第7話 罪と罰(2)

「……どうやら、あまり愉快な話ではなかったようですね」


 ダイニングでは、台所で譲二が茶碗を水につけているところだった。


「なあ、譲二。あんた、複数のタマイシの同時移植手術はできるよな」


「いきなりですね。――今まで、三種類までならやったことがあります」


「四種類ならどうだ?」


「それは、個人の感情の核エゴを除いて、『喜怒哀楽』、ほぼ全ての感情ということになりますよ。世界で数例しか成功例のない、非情に難しい手術です」


「なら不可能じゃないってことだよな。あんたならできるだろ。『気まぐれ博士ハイド』」


 その名前で呼ぶということは、合図だった。


 すなわち、『闇』の仕事の。


「『理論上は可能』と申し上げておきましょうかね。実質的にはベストな手術環境で、成功率20%前後といったところでしょうか」


 譲二がすっと目を細める。


 そのアレキサンドライトのタマイシが、緑から血のような赤へと変貌を遂げる。


「それでもゼロじゃないならいい。――茜が無人病になった。余命は三ヶ月。治すには、喜怒哀楽、全てのタマイシの同時移植手術しかない。これは、『能面ノーフェイス』から『気まぐれ博士ハイド』への正式な依頼だ」


 俺は久しく口にしていなかった自分のもう一つの名前を呟く。


 安っぽいマンガかアニメみたいな符丁ふちょう。そんな物でも、表と裏を切り替える感情的なスイッチとしては、意外に役に立ったりする。
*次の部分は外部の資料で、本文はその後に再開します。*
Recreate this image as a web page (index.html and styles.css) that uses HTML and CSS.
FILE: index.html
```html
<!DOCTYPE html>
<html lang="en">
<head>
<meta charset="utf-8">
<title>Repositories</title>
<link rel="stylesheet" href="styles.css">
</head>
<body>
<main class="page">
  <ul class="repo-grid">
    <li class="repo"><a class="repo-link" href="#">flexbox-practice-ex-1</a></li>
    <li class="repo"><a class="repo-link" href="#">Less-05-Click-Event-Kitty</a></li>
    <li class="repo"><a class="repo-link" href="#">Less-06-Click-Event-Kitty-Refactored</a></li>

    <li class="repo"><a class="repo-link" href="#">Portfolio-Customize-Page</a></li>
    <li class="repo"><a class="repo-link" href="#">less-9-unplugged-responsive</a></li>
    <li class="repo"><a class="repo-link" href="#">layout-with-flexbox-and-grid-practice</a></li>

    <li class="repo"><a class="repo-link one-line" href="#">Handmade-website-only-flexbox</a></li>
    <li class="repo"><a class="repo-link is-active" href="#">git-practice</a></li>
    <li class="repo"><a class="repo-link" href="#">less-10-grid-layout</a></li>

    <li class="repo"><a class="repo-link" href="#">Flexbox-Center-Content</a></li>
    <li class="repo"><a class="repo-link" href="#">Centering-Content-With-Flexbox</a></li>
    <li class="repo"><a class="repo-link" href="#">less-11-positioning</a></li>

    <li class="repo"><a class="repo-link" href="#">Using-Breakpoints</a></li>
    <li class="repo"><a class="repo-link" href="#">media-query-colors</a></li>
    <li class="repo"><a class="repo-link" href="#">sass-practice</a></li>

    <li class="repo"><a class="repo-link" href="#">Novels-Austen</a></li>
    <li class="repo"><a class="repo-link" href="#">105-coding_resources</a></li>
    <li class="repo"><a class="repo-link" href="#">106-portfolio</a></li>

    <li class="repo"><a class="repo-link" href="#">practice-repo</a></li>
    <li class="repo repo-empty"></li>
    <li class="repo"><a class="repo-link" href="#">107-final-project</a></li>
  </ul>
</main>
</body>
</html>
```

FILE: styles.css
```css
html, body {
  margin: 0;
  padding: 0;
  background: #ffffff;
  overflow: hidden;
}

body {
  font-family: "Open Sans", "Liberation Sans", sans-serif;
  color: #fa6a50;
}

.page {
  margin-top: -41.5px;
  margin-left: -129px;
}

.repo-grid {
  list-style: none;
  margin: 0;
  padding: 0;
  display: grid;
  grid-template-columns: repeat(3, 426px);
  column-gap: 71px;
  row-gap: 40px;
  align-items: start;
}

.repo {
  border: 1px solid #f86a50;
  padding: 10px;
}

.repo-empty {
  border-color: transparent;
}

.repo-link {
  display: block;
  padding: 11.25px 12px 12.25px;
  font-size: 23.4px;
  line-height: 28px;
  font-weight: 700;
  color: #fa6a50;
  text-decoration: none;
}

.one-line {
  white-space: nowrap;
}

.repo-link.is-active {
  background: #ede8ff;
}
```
 タマイシのドナーが圧倒的に不足しており、移植をしてもらうには途方もない順番待ちをしなくてはいけない。それは、圧倒的現実だ。


 言い換えれば、タマイシにはそれだけの需要があるということである。需要があれば、供給しようとする者が現れるのは経済的必然だ。たとえそれが非合法であったとしても、リスクを冒すに足る報酬が見込めるならば、それは商売になる。そして、幸か不幸か、タマイシにはモグリの医療を行うのに好都合な条件がいくつも揃っていた。


 まず、なんといっても、タマイシの手術には、普通の臓器移植に比べて必要とされる設備投資が少ない。タマイシは心であり、宝石だ。手術道具はジュエリーデザイナーのそれと大差なく、切っても血が出ないから輸血は必要ないし、生物学的な意味での感染症にかかる心配もない。
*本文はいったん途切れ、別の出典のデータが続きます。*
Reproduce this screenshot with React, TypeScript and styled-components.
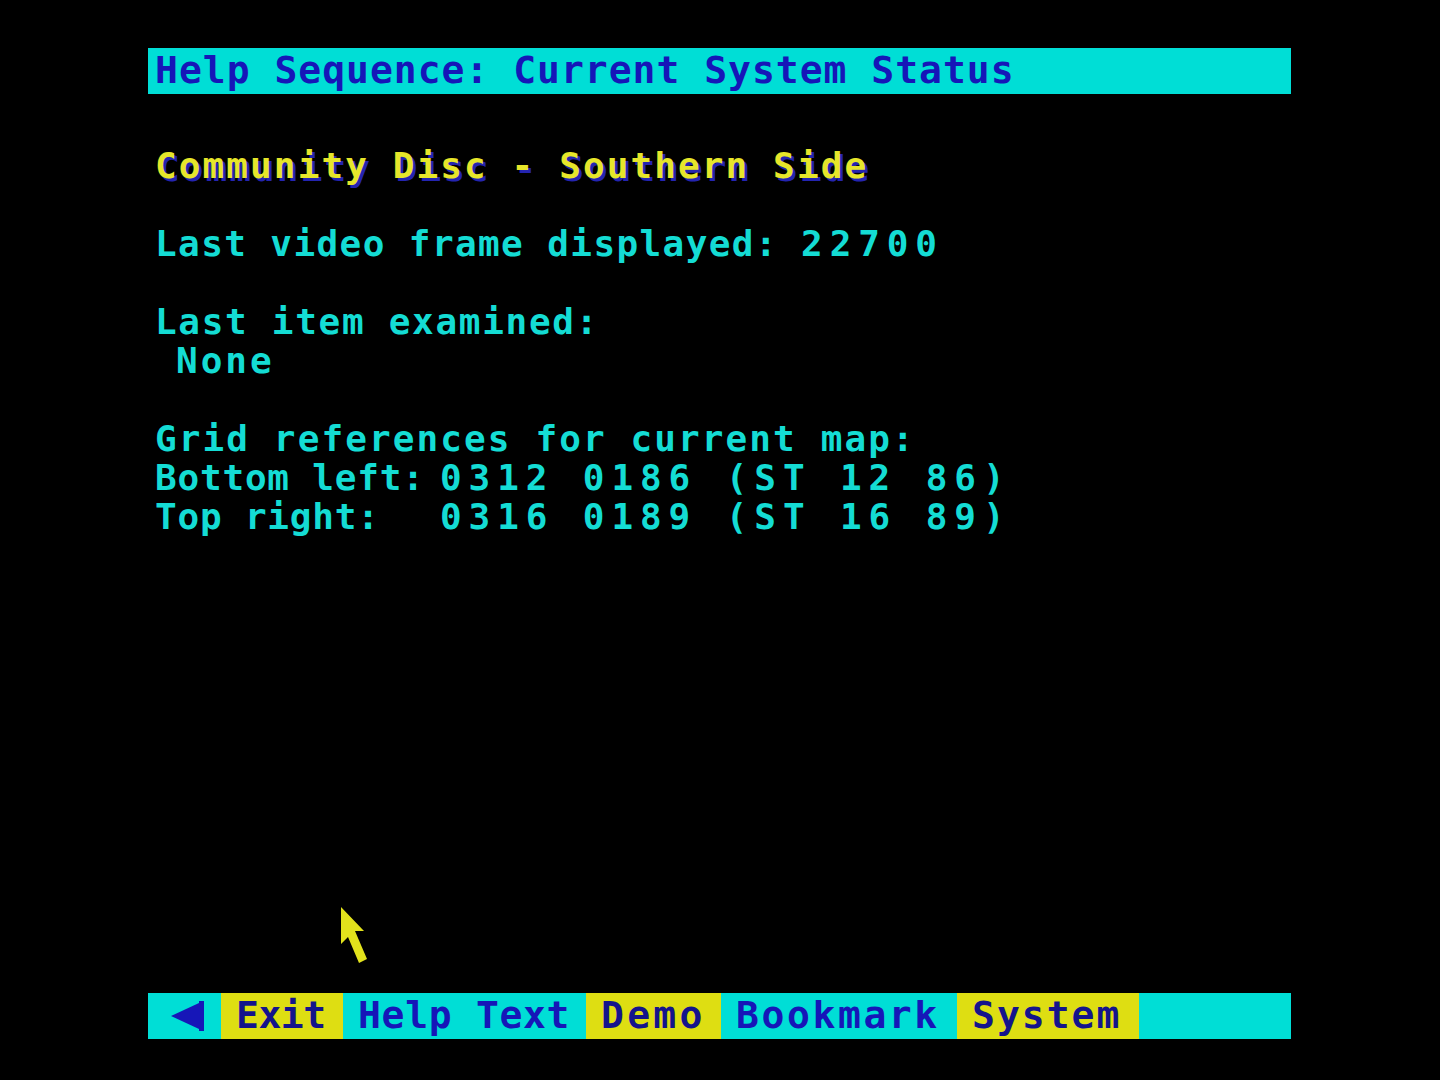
import React from "react";
import styled, { createGlobalStyle } from "styled-components";

const CYAN = "#00ded6";
const YELLOW = "#dede12";
const BLUE = "#1616b8";
const TEXT_CYAN = "#14dcd4";
const LINE = 39;
const BAR_FONT = 38;
const BODY_FONT = 36;

const GlobalStyle = createGlobalStyle`
  html, body {
    margin: 0;
    padding: 0;
    background: #000;
  }
  body {
    font-family: "DejaVu Sans Mono", "Liberation Mono", monospace;
    font-weight: bold;
  }
`;

const Page = styled.div`
  position: relative;
  box-sizing: border-box;
  height: 1080px;
  width: 1440px;
  padding: 48px 0 41px 148px;
  display: flex;
  flex-direction: column;
  background: #000;
  overflow: hidden;
`;

const TitleBar = styled.div`
  width: 1143px;
  height: 46px;
  box-sizing: border-box;
  background: ${CYAN};
  color: ${BLUE};
  display: flex;
  align-items: center;
  padding: 0 0 3px 7px;
  font-size: ${BAR_FONT}px;
  letter-spacing: 1px;
  white-space: pre;
`;

const Content = styled.div`
  margin-top: 52px;
  padding-left: 7px;
  display: flex;
  flex-direction: column;
`;

const Line = styled.div<{ $before?: number; $indent?: number; $track?: number; $heading?: boolean }>`
  height: ${LINE}px;
  line-height: ${LINE}px;
  margin-top: ${(p) => (p.$before ?? 0) * LINE}px;
  padding-left: ${(p) => p.$indent ?? 0}px;
  font-size: ${BODY_FONT}px;
  letter-spacing: ${(p) => p.$track ?? 2}px;
  white-space: pre;
  color: ${(p) => (p.$heading ? "#e6e62a" : TEXT_CYAN)};
  text-shadow: ${(p) => (p.$heading ? "3px 3px 0 #2424b0" : "none")};
`;

const Num = styled.span`
  letter-spacing: 6.9px;
`;

const GridRow = styled.div`
  display: grid;
  grid-template-columns: 285px auto;
  height: ${LINE}px;
  line-height: ${LINE}px;
  font-size: ${BODY_FONT}px;
  color: ${TEXT_CYAN};
  white-space: pre;
`;

const Label = styled.span`
  letter-spacing: 0.8px;
`;

const Footer = styled.div`
  margin-top: auto;
  width: 1143px;
  height: 46px;
  display: flex;
  background: ${CYAN};
`;

const ArrowCell = styled.div`
  width: 73px;
  display: flex;
  align-items: center;
  padding-left: 23px;
  box-sizing: border-box;
`;

const Tab = styled.div<{ $yellow?: boolean; $w: number; $track: number }>`
  width: ${(p) => p.$w}px;
  box-sizing: border-box;
  background: ${(p) => (p.$yellow ? YELLOW : CYAN)};
  color: ${(p) => (p.$yellow ? "#14148c" : BLUE)};
  display: flex;
  align-items: center;
  padding: 0 0 2px 15px;
  font-size: ${BAR_FONT}px;
  letter-spacing: ${(p) => p.$track}px;
  white-space: pre;
`;

const Pointer = styled.svg`
  position: absolute;
  left: 340px;
  top: 907px;
`;

export default function App() {
  return (
    <>
      <GlobalStyle />
      <Page>
        <TitleBar>Help Sequence: Current System Status</TitleBar>
        <Content>
          <Line $heading $track={2.1}>Community Disc - Southern Side</Line>
          <Line $before={1} $track={1.4}>
            Last video frame displayed: <Num>22700</Num>
          </Line>
          <Line $before={1} $track={1.7}>Last item examined:</Line>
          <Line $indent={21} $track={3}>None</Line>
          <Line $before={1} $track={2.1}>Grid references for current map:</Line>
          <GridRow>
            <Label>Bottom left:</Label>
            <Num>0312 0186 (ST 12 86)</Num>
          </GridRow>
          <GridRow>
            <Label>Top right:</Label>
            <Num>0316 0189 (ST 16 89)</Num>
          </GridRow>
        </Content>
        <Footer>
          <ArrowCell>
            <svg width="33" height="30" viewBox="0 0 33 30">
              <polygon points="0,15 28,2 28,28" fill={BLUE} />
              <rect x="28" y="0" width="5" height="30" fill={BLUE} />
            </svg>
          </ArrowCell>
          <Tab $yellow $w={122} $track={-0.5}>Exit</Tab>
          <Tab $w={243} $track={0.7}>Help Text</Tab>
          <Tab $yellow $w={135} $track={3.3}>Demo</Tab>
          <Tab $w={236} $track={2.6}>Bookmark</Tab>
          <Tab $yellow $w={182} $track={2}>System</Tab>
        </Footer>
        <Pointer width="28" height="58" viewBox="0 0 28 58">
          <polygon
            points="1,0 24,24 15,24 27,52 19,56 8,30 1,37"
            fill="#e2e21c"
          />
        </Pointer>
      </Page>
    </>
  );
}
 また、闇のドナーからタマイシの一部を譲り受けても、足がつくことはまずないことも大きな魅力だ。心が減ったり増えたりするのは、生きていれば当たり前に起こる現象で、仮に誰かが警察にタレこんだとしても、移植が行われたと刑事裁判で立証するのは非常に難しい。
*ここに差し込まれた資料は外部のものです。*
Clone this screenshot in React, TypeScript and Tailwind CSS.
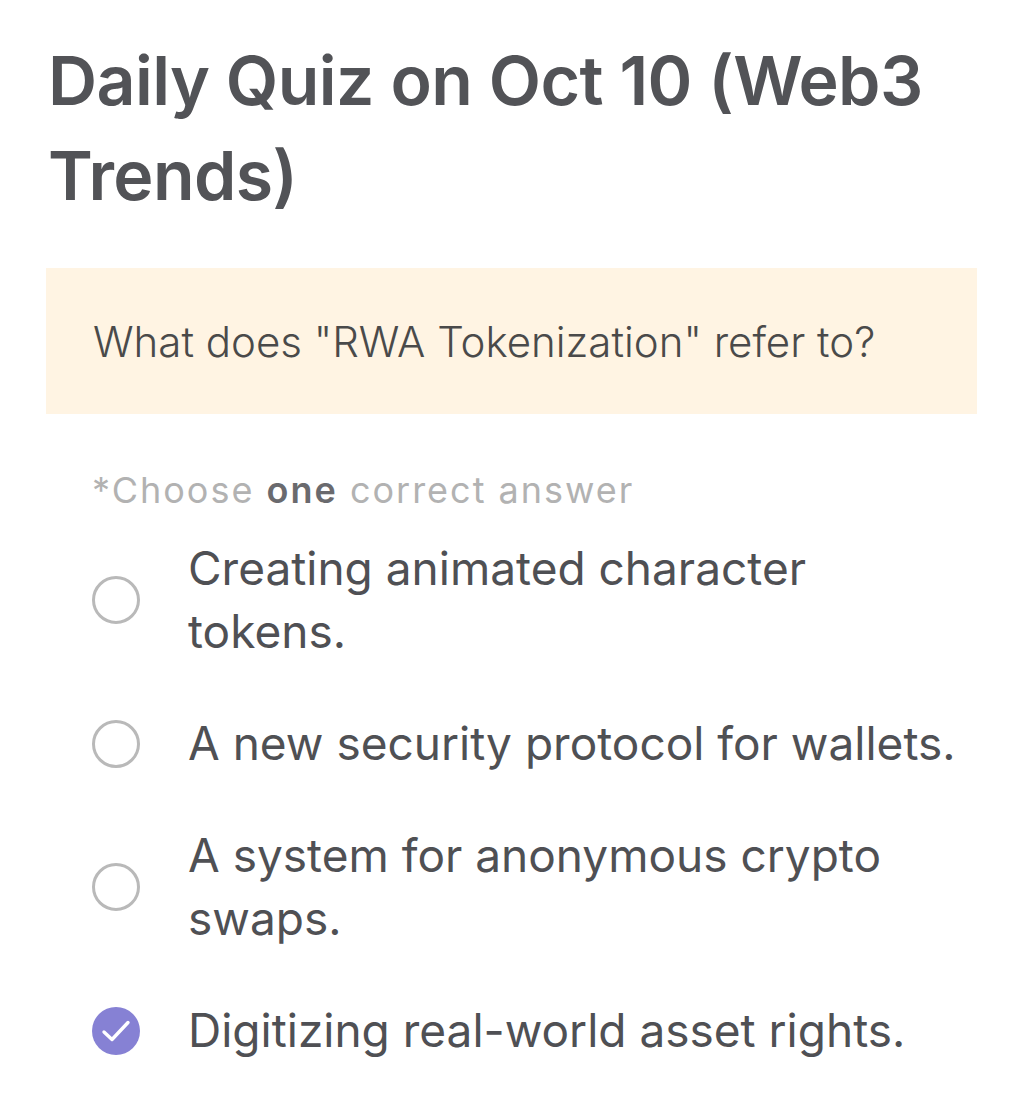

 つまり、タマイシの非合法的手術が行われる案件は、他の臓器の闇取引に比べても圧倒的多く、その一端を担うのが、譲二であり、俺だった。


「ボクは安くはないですよ」


 譲二が冷徹に呟いた。


「わかってる。そりゃ俺は金持ちじゃないが、あんたへの手術代が払えるくらいの貯金はあることは知ってるだろ」


「そうですね……。なら、手術はボクがやるとして、タマイシはどうやって確保しますか? ボクへの手術代を払って、さらに闇ルートで四つのタマイシを確保するほどの金銭的余裕はあなたにはないはずです。まあ、仮にお金があったとしても、さすがに三ヶ月の間では集めきれませんがね」


「もちろん、俺が自分で足を運んで集める。茜を旅行名目で連れ出して、ドナーの適合チェックも一緒に済ませるつもりだ。つーことで、顧客リストをくれ」


 俺は仰向けにした手の平を譲二に向けて突き出す。


「まあ、そうなりますよね。……ふう。あなたが彼女のために辞めた『魂狩り屋たまがりや』を、また彼女のために再開するはめになるとは。全く、皮肉な人生ですね。能面ノーフェイス?」


 譲二が苦笑して、小さくため息をつく。


 闇のドナーに対する、タマイシ譲渡の交渉人、もしくは取立人。


 それが、『魂狩り屋』――俺のかつての仕事だ。


「御託はいいから、依頼を受けるのか、受けないのか」


「受けますよ。そろそろ、クリニックをリフォームしようと思ってたところです。純の小銭があれば、少し内装を豪華にできますね。キッズルームでも造りましょうか」


 譲二は肩をすくめながらもそう頷いてくれた。


「助かる」


 素直な感謝の念から頭を下げる。


 譲二は、闇市場でもかなりの人気者だ。


 予約も何か月も先までがっつり入ってるだろうに、俺の依頼を受けてくれるのは本当にありがたい。


「言っておきますが、急なことですし、その上あなたにお金もあまりないとなると、顧客リストの中から回せる案件は限られてきますよ。他の魂狩り屋が避けるような、金ではタマイシを譲りたくないタイプ――めんどくさい要求をしてくる厄介な人たちばかりヤクネタばかりになります」


「それもわかってる。でもやるしかない。つーか、お馴染みだろ」


「そういえば能面ノーフェイスは昔から、その手の偏屈な人が好きでしたからね」


 譲二はからかうように言って笑う。


「単純に新米の俺に回ってくるのがヤクネタばっかりだっただけだけどな」


 そう言いつつも、譲二の言うことを否定できない自分がいる。


 単純に金が絡む交渉の場合、毎回、同じようなやりとりになってつまらない。


 変なこだわりを持っている奴と接している方が、リスキーだが楽しかった。


「まあ、そういうことにしておきましょう」


「なんでもいい。とにかく、俺は出るから、諸々の手続きは頼む」


「……他人の心配をしている場合じゃないと思うんですがね」


 譲二の独り言じみた呼びかけを無視して、俺は家を出る。


(飛行機が出るのは、二時間後か)


 こうして、本当ならもう永遠に会うつもりがなかった少女の所へ、俺は再び向かうことになった。